11.2.12

Os paquetes da "linha de África"

 O PÁTRIA, o navio referido no post anterior

Nos anos 50, as viagens aéreas entre Portugal e as colónias, sobretudo as mais distantes como Moçambique, eram, ainda, uma novidade dispendiosa.
Os voos só tiveram início depois da Guerra, nos finais dos anos 40, a viagem entre Lourenço Marque e Lisboa demorava vários dias, com mais de dez escalas.
Só no início da década de 60, com a aquisição dos enormes Super Constellation, os voos passaram a ser de 23 horas, com escalas em Luanda ou Leopoldville (a actual Kinshasa) e Kano, na Nigéria.
 O Super Constellation
Grande parte da população branca da colónia adoptara o ritmo dos funcionários públicos que, de quatro em quatro anos, tinha direito a gozar, em Portugal, uma longa “licença graciosa” que podia chegar a ser de seis meses.
Por isso, uma viagem de pouco mais do que 10 dias, entre Porto Amélia e Lisboa, nos confortáveis e luxuosos paquetes que faziam a “linha de África”, com várias piscinas, divertimentos, bailes e festas, com magníficas escalas na Beira, Lourenço Marques, Cape Town,  Luanda,  São Tomé, Sal e Funchal era já (ou ainda, no caso de regresso) férias.
É muito persistente na minha memoria uma festa feérica quando se passava a linha do Equador: a sirene do navio soava e alguns tripulantes mais afoitos tentavam convencer as meninas que se sentia “um saltinho” provocado pelo desnível entre as duas metades do planeta.
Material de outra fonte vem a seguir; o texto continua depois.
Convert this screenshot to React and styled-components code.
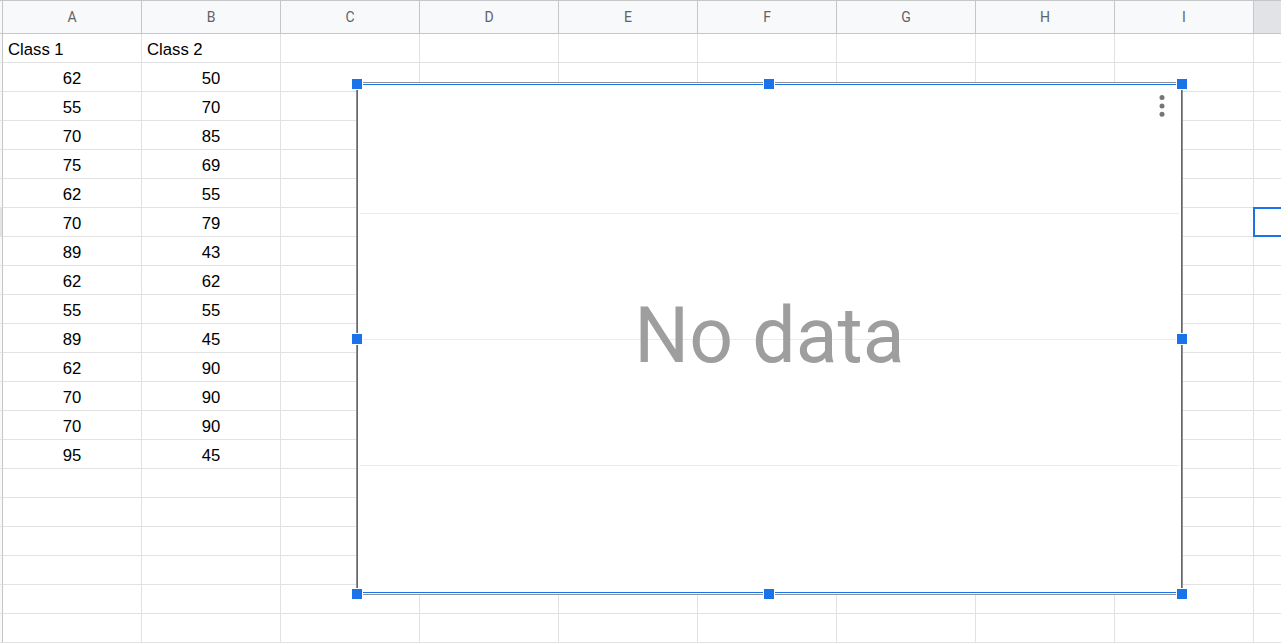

Com risinhos nervosos, as meninas fingiam ter medo e deixavam-se amparar na expectativa do safanão (isto já sou eu a inventar).
Fiz ainda duas ou três dessas viagens e, afora os primeiros dias de adaptação que eram marcados por fortes enjoos, foram dias de brincadeiras e folguedos de que ainda hoje me lembro.
As duas principais companhias que operavam a “linha de África” eram a Companhia Nacional de Navegação e a Companhia Colonial de Navegação.
Hoje, desmantelada a marinha mercante portuguesa por curteza de vistas e espírito tacanho, é difícil imaginar a pujança e tamanho das frotas destas Companhias, compostas de dezenas de navios que serviam rotas para África, para a América e para a Ásia.
A CNN e a CCN concorriam em grande equilíbrio , mantendo um quase paralelismo nas suas frotas.
Os principais paquetes que faziam a ligação entre Portugal e as colónias africanas eram, na CCN, o Pátria, o Império e o Infante D. Henrique, a que correspondiam, na CNN, o Moçambique, o Angola e o príncipe Perfeito.
Quando chegavam aos portos mais isolados e distantes, eram acolhidos em festas, com algazarra e excitação.
Lembro-me de, em Porto Amélia, serem organizados pelos Comandantes dos navios, rutilantes jantares de gala, seguidos de baile, nas salas e salões sumptuosos, que deixavam frustradas as crianças, relegadas para umas festarolas à tarde à volta da piscina, mesmo assim com um lanche e guloseimas.
Essas viagens foram das mais exaltantes aventuras da minha infância.